The rift between Japan and the U.S. is healed, the treaty gets signed, but Torres is critically injured. We cut to the O.R. where Sam is watching the procedure and is approached by someone off-camera in a mid-shot. Sam tells the person that it’s a private room and to leave, we wait a couple of beats and the camera moves around so James Buchanan Barnes comes into frame. It’s a great moment; it packs a punch and you realize just how comfortable Mackie and Sebastian Stan are in these roles. Bucky gives Sam a pep talk to end all pep talks, and for that, I’ll take a moment to recap.
Earlier in the movie, Ross had told Sam that he wasn’t Steve Rogers. Sam gets it, agrees and continues being the Captain America we know him to be. Here, he tells Bucky that he should have taken the super soldier serum and Bucky asked why, because he thinks he could protect everyone? Even Steve couldn’t do that and in a great line delivery, Stan/Bucky says “Steve gave [people] something to believe in; you give them something to aspire to.” There’s a beat. Mackie/Sam is taken aback and says that was really good; did Bucky’s speechwriters come up with that? Why, yes. Yes, they did. Oh, yeah, Bucky is running for Congress; we already know that from the most recent Thuderbolts* trailer.
This little moment was a welcome reminder of what it means to be invested in characters.

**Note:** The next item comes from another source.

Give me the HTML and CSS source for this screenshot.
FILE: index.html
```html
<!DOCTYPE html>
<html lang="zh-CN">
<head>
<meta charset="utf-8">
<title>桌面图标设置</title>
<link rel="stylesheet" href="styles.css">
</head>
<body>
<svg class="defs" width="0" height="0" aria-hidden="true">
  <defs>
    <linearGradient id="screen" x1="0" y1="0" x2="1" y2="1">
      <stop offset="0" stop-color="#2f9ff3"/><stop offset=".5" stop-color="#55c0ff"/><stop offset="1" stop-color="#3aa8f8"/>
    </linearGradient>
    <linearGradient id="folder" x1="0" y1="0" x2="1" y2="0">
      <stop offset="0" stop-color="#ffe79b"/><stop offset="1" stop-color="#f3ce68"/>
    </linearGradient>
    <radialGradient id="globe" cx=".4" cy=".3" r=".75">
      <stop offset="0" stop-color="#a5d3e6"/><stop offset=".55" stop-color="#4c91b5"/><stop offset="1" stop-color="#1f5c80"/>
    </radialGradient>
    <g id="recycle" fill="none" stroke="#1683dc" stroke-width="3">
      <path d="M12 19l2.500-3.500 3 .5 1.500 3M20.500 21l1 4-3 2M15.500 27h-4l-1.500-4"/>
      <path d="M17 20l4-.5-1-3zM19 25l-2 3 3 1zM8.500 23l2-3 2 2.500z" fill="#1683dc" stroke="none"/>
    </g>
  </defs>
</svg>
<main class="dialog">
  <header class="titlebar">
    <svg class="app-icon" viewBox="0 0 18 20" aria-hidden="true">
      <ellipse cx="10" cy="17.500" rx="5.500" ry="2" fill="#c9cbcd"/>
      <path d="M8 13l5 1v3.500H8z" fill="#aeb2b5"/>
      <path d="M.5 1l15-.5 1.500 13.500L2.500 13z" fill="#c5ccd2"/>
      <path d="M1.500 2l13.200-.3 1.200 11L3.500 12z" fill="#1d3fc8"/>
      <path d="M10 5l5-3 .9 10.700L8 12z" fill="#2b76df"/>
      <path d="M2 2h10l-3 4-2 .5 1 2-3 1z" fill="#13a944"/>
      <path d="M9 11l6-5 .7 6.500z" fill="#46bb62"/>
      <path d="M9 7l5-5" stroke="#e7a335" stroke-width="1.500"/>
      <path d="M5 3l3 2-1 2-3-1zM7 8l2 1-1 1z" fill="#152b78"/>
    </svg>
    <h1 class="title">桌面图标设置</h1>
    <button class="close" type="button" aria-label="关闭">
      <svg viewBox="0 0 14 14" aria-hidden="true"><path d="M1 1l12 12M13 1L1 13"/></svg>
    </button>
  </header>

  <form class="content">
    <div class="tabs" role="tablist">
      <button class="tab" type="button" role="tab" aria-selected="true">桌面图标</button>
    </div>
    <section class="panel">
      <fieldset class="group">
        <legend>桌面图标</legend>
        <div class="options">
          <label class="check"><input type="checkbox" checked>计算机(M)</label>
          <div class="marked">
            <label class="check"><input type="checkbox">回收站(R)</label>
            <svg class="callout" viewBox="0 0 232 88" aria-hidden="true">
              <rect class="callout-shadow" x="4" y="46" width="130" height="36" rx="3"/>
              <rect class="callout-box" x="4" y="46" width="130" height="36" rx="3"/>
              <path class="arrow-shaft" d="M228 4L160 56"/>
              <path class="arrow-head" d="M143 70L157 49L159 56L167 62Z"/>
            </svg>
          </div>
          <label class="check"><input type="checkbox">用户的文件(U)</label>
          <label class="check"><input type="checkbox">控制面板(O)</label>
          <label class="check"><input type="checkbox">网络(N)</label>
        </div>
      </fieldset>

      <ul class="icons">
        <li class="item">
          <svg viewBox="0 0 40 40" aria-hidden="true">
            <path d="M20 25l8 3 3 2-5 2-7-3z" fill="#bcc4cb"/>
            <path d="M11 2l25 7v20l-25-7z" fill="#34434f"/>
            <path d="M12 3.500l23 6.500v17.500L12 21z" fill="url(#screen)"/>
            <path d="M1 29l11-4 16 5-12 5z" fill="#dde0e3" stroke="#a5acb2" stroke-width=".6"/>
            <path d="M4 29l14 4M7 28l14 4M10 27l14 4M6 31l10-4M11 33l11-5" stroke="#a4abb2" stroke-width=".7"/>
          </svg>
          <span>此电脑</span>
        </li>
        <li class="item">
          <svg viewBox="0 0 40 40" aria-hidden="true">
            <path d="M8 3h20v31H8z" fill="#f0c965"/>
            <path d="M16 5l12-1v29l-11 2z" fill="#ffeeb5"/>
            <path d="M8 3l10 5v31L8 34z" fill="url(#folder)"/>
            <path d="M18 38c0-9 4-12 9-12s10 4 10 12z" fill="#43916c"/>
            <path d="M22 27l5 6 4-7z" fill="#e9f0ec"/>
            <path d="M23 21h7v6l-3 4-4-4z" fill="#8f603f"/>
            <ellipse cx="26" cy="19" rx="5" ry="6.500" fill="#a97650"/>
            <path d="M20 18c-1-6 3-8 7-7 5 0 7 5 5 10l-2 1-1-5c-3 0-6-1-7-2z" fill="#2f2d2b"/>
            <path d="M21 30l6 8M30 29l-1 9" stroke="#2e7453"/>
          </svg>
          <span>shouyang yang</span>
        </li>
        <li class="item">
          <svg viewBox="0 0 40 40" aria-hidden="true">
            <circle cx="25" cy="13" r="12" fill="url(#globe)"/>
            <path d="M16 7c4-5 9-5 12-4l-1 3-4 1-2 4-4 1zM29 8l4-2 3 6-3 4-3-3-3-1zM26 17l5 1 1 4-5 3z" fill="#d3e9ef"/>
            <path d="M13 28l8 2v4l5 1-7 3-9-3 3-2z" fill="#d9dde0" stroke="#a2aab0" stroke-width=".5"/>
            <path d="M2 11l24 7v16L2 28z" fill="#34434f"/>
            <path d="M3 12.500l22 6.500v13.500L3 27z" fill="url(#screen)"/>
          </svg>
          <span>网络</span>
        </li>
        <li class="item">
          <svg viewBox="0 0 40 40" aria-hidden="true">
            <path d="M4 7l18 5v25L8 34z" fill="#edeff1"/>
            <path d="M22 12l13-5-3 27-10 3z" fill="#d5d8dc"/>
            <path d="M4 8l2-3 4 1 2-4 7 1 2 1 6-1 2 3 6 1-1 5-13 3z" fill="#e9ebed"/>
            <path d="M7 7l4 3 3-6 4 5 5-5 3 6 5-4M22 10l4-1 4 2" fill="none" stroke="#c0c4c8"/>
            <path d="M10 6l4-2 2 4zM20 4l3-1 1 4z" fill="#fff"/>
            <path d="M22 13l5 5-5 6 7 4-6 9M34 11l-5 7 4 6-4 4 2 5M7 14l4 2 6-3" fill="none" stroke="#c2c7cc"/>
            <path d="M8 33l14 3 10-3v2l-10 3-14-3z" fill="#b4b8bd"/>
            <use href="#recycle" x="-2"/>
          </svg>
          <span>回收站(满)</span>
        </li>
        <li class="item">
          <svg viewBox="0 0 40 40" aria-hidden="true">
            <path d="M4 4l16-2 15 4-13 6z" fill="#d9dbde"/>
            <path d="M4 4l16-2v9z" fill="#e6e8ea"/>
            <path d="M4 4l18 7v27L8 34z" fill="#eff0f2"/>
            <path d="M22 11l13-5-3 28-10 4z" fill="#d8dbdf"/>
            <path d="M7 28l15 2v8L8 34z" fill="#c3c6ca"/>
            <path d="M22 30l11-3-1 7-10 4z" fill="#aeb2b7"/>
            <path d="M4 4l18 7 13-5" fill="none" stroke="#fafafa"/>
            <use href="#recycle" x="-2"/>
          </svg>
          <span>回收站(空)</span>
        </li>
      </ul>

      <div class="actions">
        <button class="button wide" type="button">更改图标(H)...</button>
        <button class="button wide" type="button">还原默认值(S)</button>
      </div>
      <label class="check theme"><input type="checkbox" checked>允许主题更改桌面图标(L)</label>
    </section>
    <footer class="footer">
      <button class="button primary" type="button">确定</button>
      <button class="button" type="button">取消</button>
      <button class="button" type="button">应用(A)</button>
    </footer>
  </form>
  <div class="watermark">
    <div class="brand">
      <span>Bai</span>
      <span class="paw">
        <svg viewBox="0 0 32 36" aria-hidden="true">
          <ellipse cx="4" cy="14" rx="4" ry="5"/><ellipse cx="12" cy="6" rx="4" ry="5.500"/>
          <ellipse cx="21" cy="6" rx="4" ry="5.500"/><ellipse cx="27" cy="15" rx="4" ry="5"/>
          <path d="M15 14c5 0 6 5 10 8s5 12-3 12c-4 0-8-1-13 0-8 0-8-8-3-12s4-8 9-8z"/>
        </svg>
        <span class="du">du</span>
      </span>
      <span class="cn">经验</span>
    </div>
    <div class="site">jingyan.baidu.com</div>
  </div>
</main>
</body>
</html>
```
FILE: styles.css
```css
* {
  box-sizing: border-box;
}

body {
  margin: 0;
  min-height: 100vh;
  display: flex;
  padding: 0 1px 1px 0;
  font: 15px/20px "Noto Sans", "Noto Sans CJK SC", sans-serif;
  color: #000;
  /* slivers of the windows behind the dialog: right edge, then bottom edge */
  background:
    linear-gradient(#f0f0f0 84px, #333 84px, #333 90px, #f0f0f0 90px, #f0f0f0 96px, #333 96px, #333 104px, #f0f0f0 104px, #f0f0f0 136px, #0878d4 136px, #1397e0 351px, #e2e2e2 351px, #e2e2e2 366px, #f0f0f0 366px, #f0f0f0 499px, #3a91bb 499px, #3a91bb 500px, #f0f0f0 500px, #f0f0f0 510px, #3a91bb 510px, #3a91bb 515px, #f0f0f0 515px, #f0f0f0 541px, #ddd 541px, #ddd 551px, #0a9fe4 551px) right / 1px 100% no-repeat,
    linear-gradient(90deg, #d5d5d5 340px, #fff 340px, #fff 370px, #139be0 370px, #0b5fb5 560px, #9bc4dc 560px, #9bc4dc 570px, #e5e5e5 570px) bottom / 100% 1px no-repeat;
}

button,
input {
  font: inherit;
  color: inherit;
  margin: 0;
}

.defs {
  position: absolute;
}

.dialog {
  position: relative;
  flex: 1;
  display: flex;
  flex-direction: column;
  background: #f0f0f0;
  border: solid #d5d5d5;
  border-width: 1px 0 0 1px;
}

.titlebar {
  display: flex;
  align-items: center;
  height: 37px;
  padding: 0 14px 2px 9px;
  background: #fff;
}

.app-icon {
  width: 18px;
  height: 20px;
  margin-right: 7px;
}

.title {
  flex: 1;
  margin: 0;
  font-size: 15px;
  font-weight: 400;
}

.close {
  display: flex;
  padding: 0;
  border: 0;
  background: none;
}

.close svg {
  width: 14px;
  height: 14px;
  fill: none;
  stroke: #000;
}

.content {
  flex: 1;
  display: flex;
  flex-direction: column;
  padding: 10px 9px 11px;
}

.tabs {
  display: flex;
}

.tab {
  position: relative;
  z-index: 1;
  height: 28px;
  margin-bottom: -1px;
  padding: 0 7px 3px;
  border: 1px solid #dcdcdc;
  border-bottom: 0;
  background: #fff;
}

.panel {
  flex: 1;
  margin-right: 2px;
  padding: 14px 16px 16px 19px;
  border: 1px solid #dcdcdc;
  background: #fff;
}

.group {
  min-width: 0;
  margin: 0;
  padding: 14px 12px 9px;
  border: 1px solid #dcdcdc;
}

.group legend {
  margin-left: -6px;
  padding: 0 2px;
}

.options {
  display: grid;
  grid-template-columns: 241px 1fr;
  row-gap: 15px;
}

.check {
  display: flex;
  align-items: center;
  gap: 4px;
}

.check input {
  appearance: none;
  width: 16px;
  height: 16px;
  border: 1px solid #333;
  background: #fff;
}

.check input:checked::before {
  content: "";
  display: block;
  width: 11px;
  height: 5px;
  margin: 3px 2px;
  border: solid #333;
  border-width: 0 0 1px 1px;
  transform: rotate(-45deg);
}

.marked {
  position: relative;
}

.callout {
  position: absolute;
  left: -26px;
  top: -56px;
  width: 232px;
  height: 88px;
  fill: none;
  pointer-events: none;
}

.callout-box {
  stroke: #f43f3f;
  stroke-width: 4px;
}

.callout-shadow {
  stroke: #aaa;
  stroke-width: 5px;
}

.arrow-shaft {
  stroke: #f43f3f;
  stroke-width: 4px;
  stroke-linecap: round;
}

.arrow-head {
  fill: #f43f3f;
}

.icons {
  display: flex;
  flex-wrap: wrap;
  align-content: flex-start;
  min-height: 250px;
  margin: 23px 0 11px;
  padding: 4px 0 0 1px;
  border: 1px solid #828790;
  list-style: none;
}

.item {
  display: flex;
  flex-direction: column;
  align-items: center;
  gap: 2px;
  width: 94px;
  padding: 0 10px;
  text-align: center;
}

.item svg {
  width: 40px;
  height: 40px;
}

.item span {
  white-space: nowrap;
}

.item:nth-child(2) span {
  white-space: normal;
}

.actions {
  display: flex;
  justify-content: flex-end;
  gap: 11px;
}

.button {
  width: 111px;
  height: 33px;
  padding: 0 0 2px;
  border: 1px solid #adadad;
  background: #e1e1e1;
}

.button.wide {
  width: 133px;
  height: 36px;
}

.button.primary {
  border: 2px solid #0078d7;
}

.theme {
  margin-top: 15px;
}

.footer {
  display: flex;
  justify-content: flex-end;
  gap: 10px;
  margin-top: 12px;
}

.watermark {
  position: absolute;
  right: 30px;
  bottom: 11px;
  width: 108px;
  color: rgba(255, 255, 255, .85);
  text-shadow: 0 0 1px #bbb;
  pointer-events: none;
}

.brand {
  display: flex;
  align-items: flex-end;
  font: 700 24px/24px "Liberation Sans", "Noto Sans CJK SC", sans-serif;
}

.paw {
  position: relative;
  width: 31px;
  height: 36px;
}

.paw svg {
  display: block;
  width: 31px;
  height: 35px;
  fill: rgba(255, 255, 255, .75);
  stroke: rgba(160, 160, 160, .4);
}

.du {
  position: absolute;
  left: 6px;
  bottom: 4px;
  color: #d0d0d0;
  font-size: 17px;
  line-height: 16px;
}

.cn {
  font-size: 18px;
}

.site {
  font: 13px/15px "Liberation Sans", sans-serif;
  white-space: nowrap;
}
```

And this is this latest phase of Marvel’s biggest problems. Investment in characters has lower returns because most of the recent spate don’t give us much to care about. The plot in most of these films is secondary to the overarching themes of coming together, overcoming differences, and very often, seeing people who care about each other do their best to protect the people they love, right wrongs, and so forth.
Sure, sure, there are special effects and loud, dumb fights. But come on, these are buddy movies where dysfunctional families work through their issues - often with fists and laser beams and what-not - and move onto the next adventure.

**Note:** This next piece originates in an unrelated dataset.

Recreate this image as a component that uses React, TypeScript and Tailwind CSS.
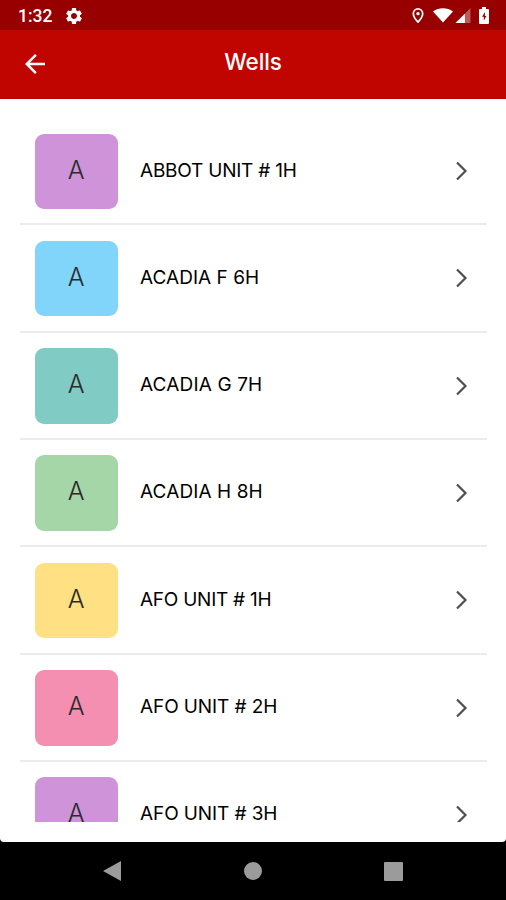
import { MdArrowBack, MdSettings } from "react-icons/md";

const wells = [
  { name: "ABBOT UNIT # 1H", color: "bg-[#ce93d8]", tracking: "tracking-[-0.22px]" },
  { name: "ACADIA F 6H", color: "bg-[#81d4fa]", tracking: "tracking-[0.03px]" },
  { name: "ACADIA G 7H", color: "bg-[#80cbc4]", tracking: "tracking-[0.15px]" },
  { name: "ACADIA H 8H", color: "bg-[#a5d6a7]", tracking: "tracking-[0.1px]" },
  { name: "AFO UNIT # 1H", color: "bg-[#ffe082]", tracking: "tracking-[-0.25px]" },
  { name: "AFO UNIT # 2H", color: "bg-[#f48fb1]", tracking: "tracking-[-0.1px]" },
  { name: "AFO UNIT # 3H", color: "bg-[#ce93d8]", tracking: "tracking-[-0.1px]" },
];

function StatusBar() {
  return (
    <div className="flex h-[30px] shrink-0 items-center bg-[#980000] pr-[17px] pl-[18px] text-white">
      <span className="w-[35px] pt-[3px] font-[Roboto,sans-serif] text-[17.5px] leading-none font-medium">
        1:32
      </span>
      <MdSettings className="mt-px ml-[11px] size-[20px]" />
      <svg className="mt-px ml-auto h-[15px] w-[12px]" viewBox="0 0 12 16">
        <path
          d="M6 1a5 5 0 0 0-5 5c0 3.500 5 9 5 9s5-5.500 5-9a5 5 0 0 0-5-5Z"
          fill="none"
          stroke="currentColor"
          strokeWidth="1.800"
        />
        <circle cx="6" cy="6" r="1.800" fill="currentColor" />
      </svg>
      <svg className="ml-[9px] h-[16px] w-[20px]" viewBox="0 0 20 16" fill="currentColor">
        <path d="M0 4.500C6 .2 14 .2 20 4.500L10 15.500Z" />
      </svg>
      <svg className="mt-px ml-[2px] h-[15px] w-[16px]" viewBox="0 0 16 16" fill="currentColor">
        <path d="M16 0v16H0Z" opacity=".35" />
        <path d="M10 6v10H0Z" />
      </svg>
      <svg className="ml-[8px] h-[17px] w-[10px]" viewBox="0 0 10 17">
        <path d="M3 0h4v2h2a1 1 0 0 1 1 1v13a1 1 0 0 1-1 1H1a1 1 0 0 1-1-1V3a1 1 0 0 1 1-1h2Z" fill="currentColor" />
        <path d="M6 5 3 9.800h1.800v4L7.300 9H5.800Z" fill="#980000" />
      </svg>
    </div>
  );
}

function Header() {
  return (
    <header className="grid h-[68.5px] shrink-0 grid-cols-[1fr_auto_1fr] items-center bg-[#c00500] text-white">
      <MdArrowBack className="ml-[20px] size-[30px]" />
      <h1 className="pb-[4px] text-[22.5px] font-medium tracking-[-0.1px]">Wells</h1>
    </header>
  );
}

function WellRow({ name, color, tracking }: { name: string; color: string; tracking: string }) {
  return (
    <li className="flex h-[107.3px] shrink-0 items-start border-b-2 border-[#ebebeb] pt-[15.5px] pr-[19px] pl-[15px]">
      <span
        className={`flex h-[75.5px] w-[82.5px] items-center justify-center rounded-[9px] pb-[2px] text-[25px] font-light text-[#2b2b2b] ${color}`}
      >
        A
      </span>
      <span className={`ml-[22.5px] flex h-[74.5px] items-center text-[19px] whitespace-pre text-black ${tracking}`}>
        {name}
      </span>
      <svg className="mt-[27.5px] ml-auto h-[20px] w-[13px]" viewBox="0 0 13 20" fill="none">
        <path d="M2 1.500 10.500 10 2 18.500" stroke="#505050" strokeWidth="2.200" />
      </svg>
    </li>
  );
}

function NavigationBar() {
  return (
    <nav className="flex h-[58px] shrink-0 items-center justify-between bg-black pr-[103px] pl-[102px] text-[#9b9b9b]">
      <svg className="size-[20px]" viewBox="0 0 20 20" fill="currentColor">
        <path d="M19 0v20L1 10Z" />
      </svg>
      <span className="size-[18px] rounded-full bg-current" />
      <span className="size-[19px] rounded-[1px] bg-current" />
    </nav>
  );
}

export default function App() {
  return (
    <div className="flex h-[900px] w-[506px] flex-col overflow-hidden bg-black font-[Inter,sans-serif]">
      <StatusBar />
      <Header />
      <main className="flex h-[743.5px] flex-col rounded-b-[4px] bg-white pt-[19.6px] pr-[19px] pb-[20px] pl-[20px]">
        <ul className="flex flex-1 flex-col overflow-hidden">
          {wells.map((well) => (
            <WellRow key={well.name} {...well} />
          ))}
        </ul>
      </main>
      <NavigationBar />
    </div>
  );
}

Oh. Special effects. Ross does “Hulk Out”. It’s in the trailers. Red Hulk is likely not as powerful as Banner and the SFX are good enough. He looks like Ford. How does he make his appearance? Ross gets upset at questioning at a press conference in the Rose Garden and Sterns’ voice is heard over the outdoor speakers egging him on. He takes out a chunk of the White House, pursues Sam hither to the cherry trees where they’re blossoming. All this is part of a plan, of course. Sam, ever the counselor, tries to bring Ross around to recognizing that this is where he would take Betty as a little girl and somewhere in the big red lug’s brain pan, that memory would revive and Ross would be his old self again. Yeah, that worked.
The treaty is ratified, Ross is imprisoned at The Raft (where bad superheroes are imprisoned, see Captain America: Civil War) and is no longer President. As Sam gets ready to take his leave, he mentions someone is here to see him and, lo, ’tis Betty. Liv Tyler gets a Marvel check, too!
The post-credits scene is Sterns alerting Sam to the coming threat from other worlds and - Jesus H on Toast - berates him for thinking that this is the only world. Okay. I’ll take a lot of stupidity, but this is the kind of writing that - look. These scripts are mostly written by committee. This one certainly was. But you would think someone would point out that, hey, New York was invaded by aliens thirteen years ago and more recently, half of humanity was dusted by this Thanos guy. This is referred to repeatedly by regular folks in the movies and TV shows. It is common fucking knowledge, but here is Sterns warning Sam of “other worlds” and asking if he and other heroes thought ours is the only one? With a fucking giant-ass Celestial in the Indian Ocean? Goddammit, when scripts suck this bad, I almost never want to see another one of these movies ever.
Okay, so we looked at Dumb Motivations. Let’s look at the Missed Opportunities folder. The biggest revolves around Sam, as a Black man, as Captain America. This is likely something that in the world outside the movie theater, must rub the alt-right movie goer very much the wrong way. The subject is approached more head-on in the Falcon and the Winter Soldier series, as well as Sam’s lack of credit and not being able to secure a loan to save the family’s boat in New Orleans.
Here, somewhat to the movie’s credit, how a Black superhero is treated or expected to carry himself is approached more obliquely. When Sam is talking to Torres, who’s recovering and has just told Sam that he was Torres’ hero, nothing is stated explicitly. Torres alludes to the idea that Sam is the first person of color who was a superhero he could look up to. And Sam points out that he has to be on point because “you feel like you’re ‘never enough’.” That’s as close as we get to any serious dialog about race that is frankly, a necessity.
To the MCU’s credit, they have done a credible job of giving a rich diversity of voices representation. Not that this has to be the mandate all the time, but a Black Captain America is exactly the platform for addressing the current moment head-on. Sure, Marvel and Disney might be apprehensive about push-back from the current administration, but all the more reason to emphasize the state of affairs and speak more loudly for diversity and inclusion.
I really wanted this movie to be the one that would move the MCU forward. Wolverine and Deadpool is proof that there is still life in the franchise, but Marvel Studios is still having problems building on the edifice of almost three dozen films. Captain America: Brave New World isn’t as egregious in its failure as, say, Ant-Man: Quantumania or Thor: Love and Thunder. But it’s a far cry away from top tier. Mackie deserves better. Cap deserves better.